If Taeotui is convicted of murder and special circumstances, including the killing of a peace officer, he faces life in prison without the possibility of parole. Because he was a juvenile at the time of the crime, he is not eligible for the death penalty.
Gaono is set to go to trial in January, and prosecutors say he has confessed to firing the fatal bullet. The third teenager who prosecutors suspect took part in the ambush faces no charges at this time. A judge dismissed the case against him for lack of evidence.
Manning contended during his closing arguments that the teenage trio targeted Oceanside police at random because word had spread through the gang that authorities were cracking down.

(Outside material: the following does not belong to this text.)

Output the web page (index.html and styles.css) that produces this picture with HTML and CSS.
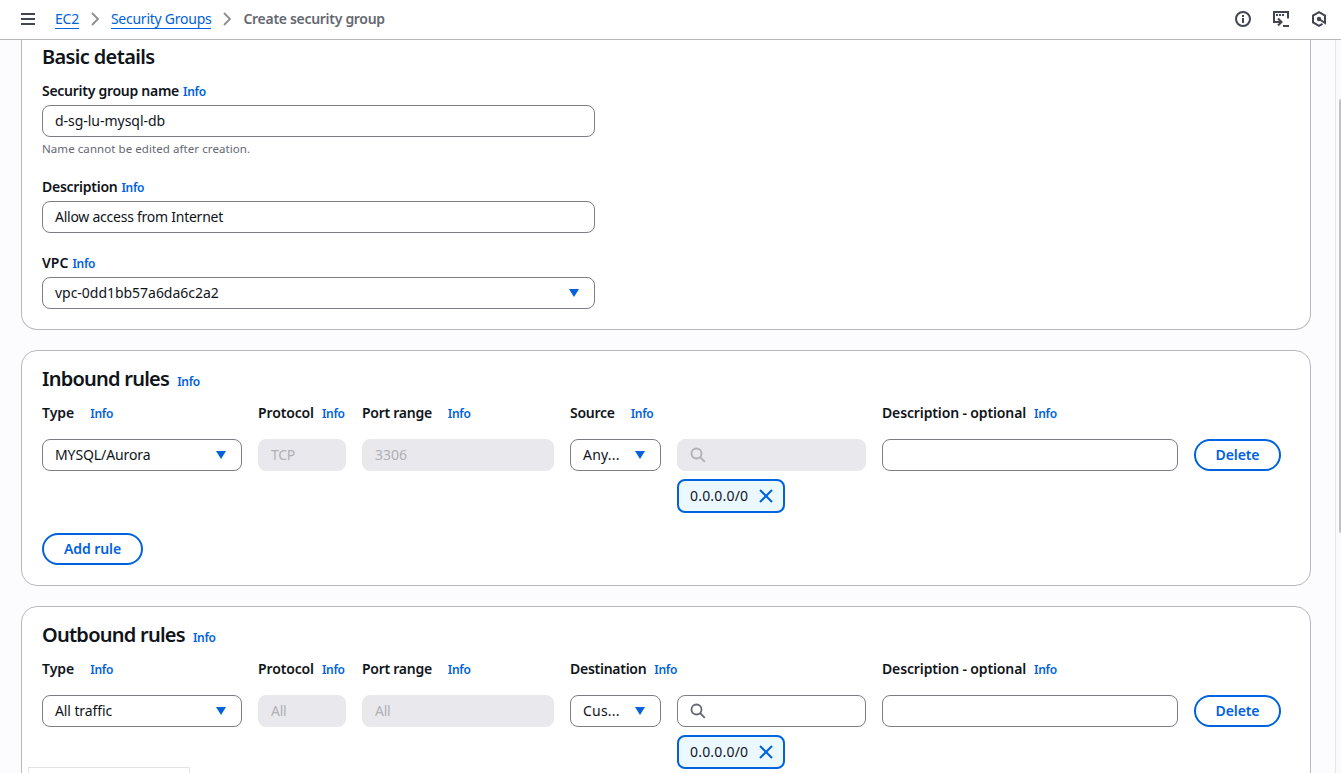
FILE: index.html
```html
<!DOCTYPE html>
<html lang="en">

<head>
    <meta charset="UTF-8">
    <title>Create security group | EC2</title>
    <link rel="stylesheet" href="styles.css">
</head>

<body>
    <header class="topbar">
        <svg class="menu" width="14" height="12" viewBox="0 0 14 12"><path d="M0 1h14M0 6h14M0 11h14" stroke="#424650" stroke-width="2"/></svg>
        <nav class="crumbs">
            <a class="ec2">EC2</a>
            <svg width="8" height="14" viewBox="0 0 8 14"><path d="M1 1l6 6-6 6" fill="none" stroke="#8c8c94" stroke-width="1.800"/></svg>
            <a class="groups">Security Groups</a>
            <svg width="8" height="14" viewBox="0 0 8 14"><path d="M1 1l6 6-6 6" fill="none" stroke="#8c8c94" stroke-width="1.800"/></svg>
            <span class="current">Create security group</span>
        </nav>
        <div class="tools">
            <svg width="16" height="16" viewBox="0 0 16 16" fill="none" stroke="#424650" stroke-width="2"><circle cx="8" cy="8" r="7"/><path d="M8 7v5M8 4v2"/></svg>
            <svg width="16" height="16" viewBox="0 0 16 16" fill="none" stroke="#424650" stroke-width="2"><path d="M1 12V1h14v6.500M10 15h6M2 11h6M5 7.500L8.500 11 5 14.500"/><path d="M3 4h8" stroke-dasharray="2 1"/></svg>
            <svg width="16" height="16" viewBox="0 0 16 16" fill="none" stroke="#424650" stroke-width="2"><path d="M14 9V4.600L8 1.200 2 4.600v6.800l6 3.400 3.500-2"/><circle cx="8" cy="8" r="2.200" fill="#424650" stroke="none"/><path d="M8 8l6 4V8"/></svg>
        </div>
    </header>

    <main class="page">
        <div class="content">
            <!-- Basic details -->
            <section class="card basic">
                <h2>Basic details</h2>
                <div class="field">
                    <div class="label"><b>Security group name</b><a class="info">Info</a></div>
                    <div class="input"><span class="value-name">d-sg-lu-mysql-db</span></div>
                    <div class="hint">Name cannot be edited after creation.</div>
                </div>
                <div class="field">
                    <div class="label"><b>Description</b><a class="info">Info</a></div>
                    <div class="input"><span class="value-desc">Allow access from Internet</span></div>
                </div>
                <div class="field">
                    <div class="label"><b class="vpc">VPC</b><a class="info">Info</a></div>
                    <div class="input select"><span class="value-vpc">vpc-0dd1bb57a6da6c2a2</span><i class="arrow"></i></div>
                </div>
            </section>

            <!-- Inbound rules -->
            <section class="card rules">
                <div class="title"><h2>Inbound rules</h2><a class="info">Info</a></div>
                <div class="grid heads">
                    <div class="head wide"><b class="type">Type</b><a class="info">Info</a></div>
                    <div class="head"><b class="protocol">Protocol</b><a class="info">Info</a></div>
                    <div class="head wide"><b>Port range</b><a class="info">Info</a></div>
                    <div class="head wide span2"><b>Source</b><a class="info">Info</a></div>
                    <div class="head"><b class="optional">Description - optional</b><a class="info">Info</a></div>
                </div>
                <div class="grid">
                    <div class="input select"><span class="value-type">MYSQL/Aurora</span><i class="arrow"></i></div>
                    <div class="input disabled">TCP</div>
                    <div class="input disabled port">3306</div>
                    <div class="input select"><span class="short">Any...</span><i class="arrow"></i></div>
                    <div>
                        <div class="input disabled"><svg width="16" height="16" viewBox="0 0 16 16" fill="none" stroke="#b0b0b5" stroke-width="1.800"><circle cx="6.500" cy="6.500" r="5"/><path d="M10 10l4.800 4.800"/></svg></div>
                        <div class="token"><span>0.0.0.0/0</span><svg width="14" height="14" viewBox="0 0 14 14"><path d="M1 1l12 12M13 1L1 13" stroke="#0062dd" stroke-width="2"/></svg></div>
                    </div>
                    <div class="input"></div>
                    <button class="btn">Delete</button>
                </div>
                <button class="btn add">Add rule</button>
            </section>

            <!-- Outbound rules -->
            <section class="card rules">
                <div class="title"><h2>Outbound rules</h2><a class="info">Info</a></div>
                <div class="grid heads">
                    <div class="head wide"><b class="type">Type</b><a class="info">Info</a></div>
                    <div class="head"><b class="protocol">Protocol</b><a class="info">Info</a></div>
                    <div class="head wide"><b>Port range</b><a class="info">Info</a></div>
                    <div class="head span2"><b>Destination</b><a class="info">Info</a></div>
                    <div class="head"><b class="optional">Description - optional</b><a class="info">Info</a></div>
                </div>
                <div class="grid">
                    <div class="input select"><span class="value-type">All traffic</span><i class="arrow"></i></div>
                    <div class="input disabled">All</div>
                    <div class="input disabled">All</div>
                    <div class="input select"><span class="short">Cus...</span><i class="arrow"></i></div>
                    <div>
                        <div class="input"><svg width="16" height="16" viewBox="0 0 16 16" fill="none" stroke="#656871" stroke-width="1.800"><circle cx="6.500" cy="6.500" r="5"/><path d="M10 10l4.800 4.800"/></svg></div>
                        <div class="token"><span>0.0.0.0/0</span><svg width="14" height="14" viewBox="0 0 14 14"><path d="M1 1l12 12M13 1L1 13" stroke="#0062dd" stroke-width="2"/></svg></div>
                    </div>
                    <div class="input"></div>
                    <button class="btn">Delete</button>
                </div>
            </section>
        </div>
        <div class="scrollbar"><div class="thumb"></div></div>
    </main>
    <div class="status"></div>
</body>

</html>
```
FILE: styles.css
```css
* {
    box-sizing: border-box;
}

body {
    margin: 0;
    height: 773px;
    overflow: hidden;
    font-family: "Noto Sans", sans-serif;
    font-size: 14px;
    line-height: 20px;
    letter-spacing: -0.25px;
    color: #0f141a;
    background: #fcfcfe;
}

.topbar {
    height: 40px;
    padding: 0 14px 2px 21px;
    display: flex;
    align-items: center;
    background: #fff;
    border-bottom: 1px solid #b8b8c0;
}

.crumbs {
    display: flex;
    align-items: center;
    margin-left: 20px;
}

.crumbs svg {
    margin: 0 12px;
}

.crumbs a {
    color: #0062dd;
    line-height: 19px;
    border-bottom: 1px solid #0062dd;
}

.current {
    font-weight: 600;
    letter-spacing: -0.3px;
    color: #656871;
}

.tools {
    display: flex;
    gap: 22px;
    margin-left: auto;
}

.page {
    height: 733px;
    display: flex;
    overflow: hidden;
}

.content {
    flex: 1;
    padding: 0 24px 0 21px;
}

.card {
    background: #fff;
    border: 1px solid #b8b8c0;
    border-radius: 16px;
    padding: 0 20px;
    margin-bottom: 20px;
}

.basic {
    height: 290px;
    border-top: none;
    border-radius: 0 0 16px 16px;
    padding-top: 5px;
}

.rules {
    height: 236px;
    padding-top: 16px;
}

h2 {
    margin: 0;
    font-size: 20px;
    line-height: 24px;
    font-weight: 600;
    letter-spacing: -0.75px;
}

.field {
    width: 553px;
    margin-bottom: 20px;
}

.basic h2 {
    margin-bottom: 12px;
    letter-spacing: -0.65px;
}

.label {
    display: flex;
    gap: 4px;
    height: 20px;
    margin-bottom: 4px;
}

b {
    font-weight: 600;
    letter-spacing: -0.27px;
}

.vpc {
    letter-spacing: 0;
}

.type {
    letter-spacing: 0;
}

.protocol,
.optional {
    letter-spacing: -0.13px;
}

.info {
    font-size: 12px;
    font-weight: 600;
    letter-spacing: -0.3px;
    color: #0062dd;
    position: relative;
    top: 1px;
}

.input {
    height: 32px;
    display: flex;
    align-items: center;
    padding: 0 12px;
    border: 1px solid #7d7d87;
    border-radius: 8px;
    background: #fff;
}

.select {
    justify-content: space-between;
    padding-right: 15px;
}

.value-name,
.value-vpc {
    letter-spacing: -0.03px;
}

.value-type {
    letter-spacing: -0.1px;
}

.short {
    letter-spacing: 0.2px;
}

.arrow {
    border: 5px solid transparent;
    border-top: 8px solid #0062dd;
    border-bottom: 0;
}

.disabled {
    background: #e9e8ed;
    border-color: #e9e8ed;
    color: #b0b0b5;
}

.port {
    letter-spacing: 0;
}

.hint {
    font-size: 11.5px;
    line-height: 16px;
    margin-top: 4px;
    letter-spacing: 0.07px;
    color: #656871;
}

.title {
    display: flex;
    align-items: center;
    gap: 8px;
}

.title .info {
    top: 3px;
}

.grid {
    display: grid;
    grid-template-columns: 200px 88px 192px 91px 189px 296px 87px;
    column-gap: 16px;
    align-items: start;
}

.heads {
    margin: 12px 0 16px;
}

.head {
    display: flex;
    gap: 8px;
    white-space: nowrap;
}

.wide {
    gap: 16px;
}

.span2 {
    grid-column: span 2;
}

.token {
    display: flex;
    align-items: center;
    justify-content: space-between;
    width: 108px;
    height: 34px;
    margin-top: 8px;
    padding: 0 10px 0 11px;
    border: 2px solid #0062dd;
    border-radius: 8px;
    background: #ebf8ff;
    letter-spacing: 0.2px;
}

.btn {
    height: 32px;
    padding: 0 0 1px;
    border: 2px solid #0062dd;
    border-radius: 16px;
    background: #fff;
    color: #0062dd;
    font: 600 14px "Noto Sans", sans-serif;
    letter-spacing: -0.1px;
}

.add {
    width: 101px;
    margin-top: 20px;
}

.scrollbar {
    width: 6px;
    padding: 59px 0 0 3px;
    background: #fafafa;
    border-left: 1px solid #e6e6e6;
}

.thumb {
    height: 434px;
    background: #c1c1c1;
    border-radius: 4px 0 0 4px;
}

/* link preview in the window corner */
.status {
    position: absolute;
    left: 28px;
    top: 767px;
    width: 162px;
    height: 6px;
    background: #fff;
    border: 1px solid #e3e3e6;
    border-bottom: none;
}
```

Oceanside officials had started warning some of the documented gang members and their families that they could face civil actions that might see them kicked out of their homes if the gang trouble didn't stop.
That threat -- seen by the gang as harassment -- played into the mindset of Taeotui and his friends, young gang members bent on proving themselves and boosting the street cred of their gang, which at the time had more than 90 documented members, Manning said.
Taeotui was "entrenched in the gang lifestyle," Manning said. "That is why this crime happened. That is why a police officer was murdered."
Manning laid out Bessant's final moments, and suggested the 25-year-old officer -- who was married and the father of a two-month-old son -- died moments after the shooting, as he sat slumped against a police cruiser.
Bessant's parents, seated in the front row of the crowded courtroom, gripped hands. With her free hand, Bessant's mother dabbed at her eyes with a tissue.
Taeotui, seated at the defense table, wore a dark suit and had his long hair pulled into a bun at the nape of his neck. During Manning's arguments, which lasted more than four hours, he did not appear to look up much from papers in front of him at the table.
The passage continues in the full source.